I 60 anni di “zio” Bergomi: da Settala al “Bernabeu”, sempre con la maglia dell’Inter

Oggi il compleanno del campione del mondo 1982

Sembra quasi più giovane adesso rispetto a quando, a soli 18 anni, vinse il Mondiale durante la trionfale cavalcata in Spagna nel 1982. Colpa di quei baffoni che gli valsero il nomignolo di “zio”: copyright del lodigiano Gianpiero Marini, che la prima volta che vide il giovane difensore nello spogliatoio dell’Inter non riuscì a trattenere lo stupore. “Urca, con quei baffi sembri mio zio”, sentenziò il “Pirata” con la consueta ironia, consegnando alla storia uno dei soprannomi più celebri della storia del calcio azzurro.

Lo “zio”, naturalmente, è Beppe Bergomi da Settala, una vita nell’Inter e in Nazionale prima di diventare la “seconda voce” per eccellenza nelle telecronache di Sky, coppia fissa con l’amico Fabio Caressa. Oggi lo “zio” Bergomi raggiunge un altro traguardo: 60 anni, cifra tonda. I baffoni sono spariti da tempo, così come i boccoli sfoggiati a inizio carriera. Da marcatore indomabile, si è trasformato in un intellettuale del pallone. Pacato, gentile, ma anche pungente e “divisivo”: gli interisti lo accusano di essere poco interista, i tifosi delle altre squadre lo additano invece come portavoce del verbo nerazzurro. «Se le critiche arrivano da tutte le direzioni, significa che faccio bene il mio lavoro: cerco di essere sempre più equilibrato e oggettivo possibile», aveva raccontato cinque anni fa al “Cittadino” in un’intervista a Matteo Talpo.

Di sicuro i 22 anni trascorsi in nerazzurro, dal 1977 al 1999, hanno segnato indelebilmente la sua carriera e la sua vita. «Io se guardo l’Inter a casa neanche riesco a stare seduto per la tensione, poi però quando faccio la telecronaca subentra la professionalità», ricorda in una delle tante interviste concesse in questi giorni per celebrare il suo 60esimo compleanno. Ha fatto scalpore la “notizia”, comunque già nota ai calciofili, della sua “fede” calcistica giovanile: «Abitavo a Settala, un paese di quattromila anime nella pianura padana. Giocavo per strada, giocavo all’oratorio. La prima porta nella quale ho segnato era una cabina dell’Enel. Nasco milanista, come mio padre e come gran parte dei miei compaesani». Il provino in rossonero però non andò bene: «Decisero di lasciarmi a casa per un problema di reumatismi nel sangue. Guarii e dopo due anni in cui giocai nella squadra del mio paese tornarono alla carica diversi club: mi voleva la Juventus, ma mi voleva soprattutto il Fanfulla. Io, però, scelsi l’Inter. Mi impuntai io, ero un bambino di tredici anni. Mi aveva fatto una buona impressione l’ambiente e poi era vicino casa. Ci sono rimasto vent’anni». Diventando un simbolo, una bandiera e un tifoso (sfegatato) dei nerazzurri: con la maglia della “Beneamata” Bergomi ha collezionato 756 presenze (solo Javier Zanetti, con 858, è più in alto nella speciale classifica), segnando 28 gol, con tanto di scudetto dei record (‘88/’89), una Coppa Italia, una Supercoppa e ben tre Coppe Uefa.
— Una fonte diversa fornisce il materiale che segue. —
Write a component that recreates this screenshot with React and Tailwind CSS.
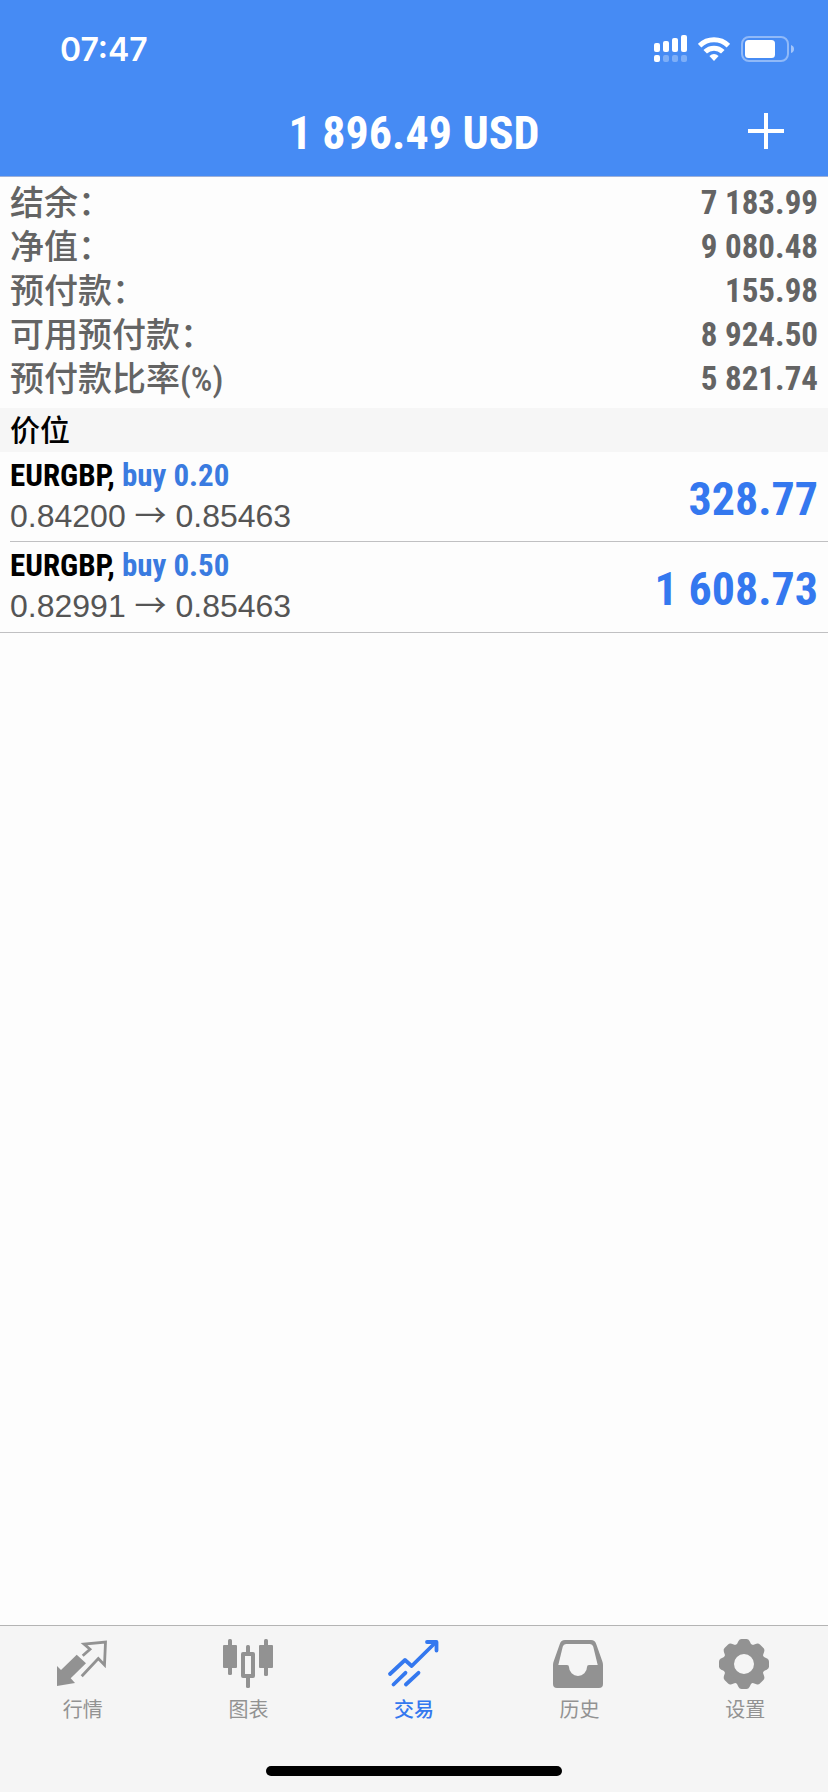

La vittoria più bella resta però quella con la maglia azzurra nel 1982, quando il giovane (e incosciente) Beppe diventò campione del mondo da assoluto protagonista grazie alla geniale intuizione di Enzo Bearzot, che lo lanciò titolare anche nella finale del “Bernabeu” contro la Germania Ovest, in marcatura sul futuro compagno di squadra Rummenigge. Otto anni dopo, a Italia ’90, sfiorò il clamoroso bis durante le “notti magiche”. E a 35 anni, in Francia nel 1998, dopo essere stato escluso da Arrigo Sacchi a Usa ‘94, disputò il suo quarto Mondiale (in curriculum anche quello di Messico ’86): solo Buffon, tra i giocatori italiani, ne ha fatti di più. «Ho fatto quello che volevo da bambino, quando vincevo contro la cabina Enel. Mi sono divertito vivendo con il gioco più bello del mondo».

Da Settala al gotha del calcio: tanti auguri, “zio”!